Concurrently with the offerings, Insmed entered into separate and privately negotiated repurchase transactions with certain holders of a portion of the 2025 Notes. In these transactions, Insmed will repurchase 2025 Notes with an aggregate principal amount of $225 million for an aggregate repurchase price of approximately $238.9 million, using a portion of the net proceeds from the Notes Offering. Insmed intends to use the remaining net proceeds from the Notes Offering and the net proceeds from the Equity Offering to fund activities related to the commercialization and development of ARIKAYCE, further research and development of brensocatib, TPIP or any of its product candidates, and for other general corporate purposes, including business expansion activities.

J.P. Morgan Securities LLC and SVB Leerink LLC acted as book-running managers for the offerings. Morgan Stanley & Co. LLC also acted as a book-running manager for the offerings. Credit Suisse Securities (USA) LLC and Stifel, Nicolaus & Company, Incorporated acted as co-lead managers for the Equity Offering. Cantor Fitzgerald & Co. and H.C. Wainwright & Co., LLC acted as co-managers for the Equity Offering.

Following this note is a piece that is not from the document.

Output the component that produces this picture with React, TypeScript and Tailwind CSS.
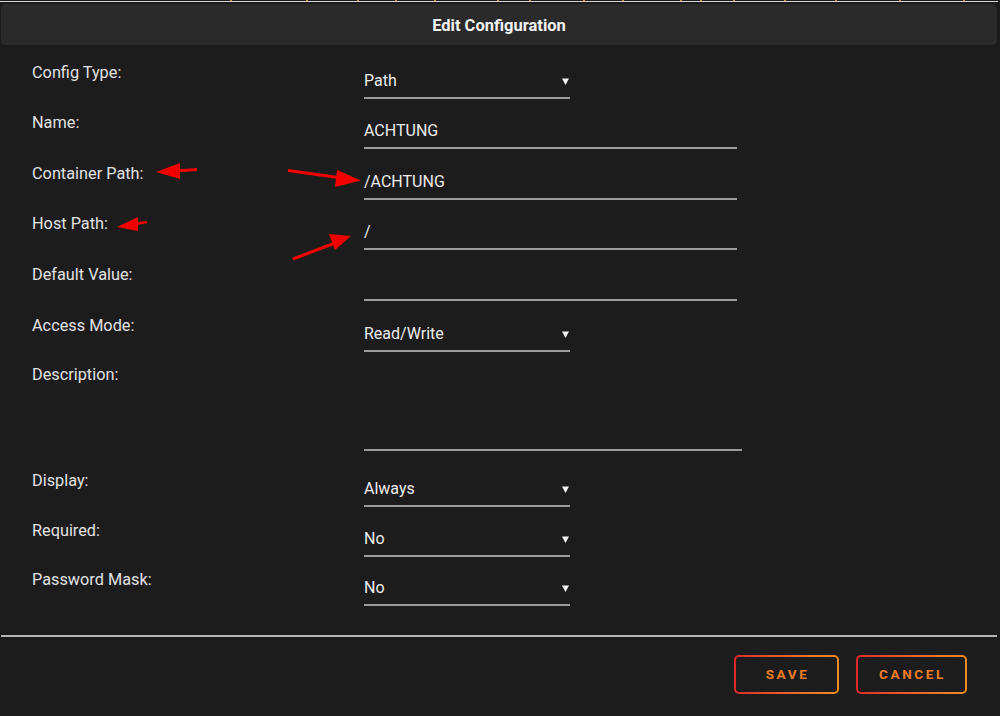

A shelf registration statement on Form S-3 (File No. 333-238560) relating to the Equity Offering and the Notes Offering as described above has been filed with the Securities and Exchange Commission ("SEC"), and became automatically effective upon filing on May 21, 2020. A final prospectus supplement relating to and describing the terms of each offering was filed with the SEC and is available on the SEC’s website at www.sec.gov. Alternatively, copies may be obtained from: J.P. Morgan Securities LLC, Attention: Broadridge Financial Solutions, 1155 Long Island Avenue, Edgewood, NY 11717, by telephone at (866) 803-9204 or by email at [email protected]; or SVB Leerink LLC, Attention: Syndicate Department, One Federal Street, 37th Floor, Boston, MA 02110, by telephone at (800) 808-7525, ext. 6105 or by email at [email protected].

This press release shall not constitute an offer to sell or a solicitation of an offer to buy, nor shall there be any sale of these securities in any jurisdiction in which such an offer, solicitation or sale would be unlawful prior to registration or qualification under the securities laws of any such jurisdiction.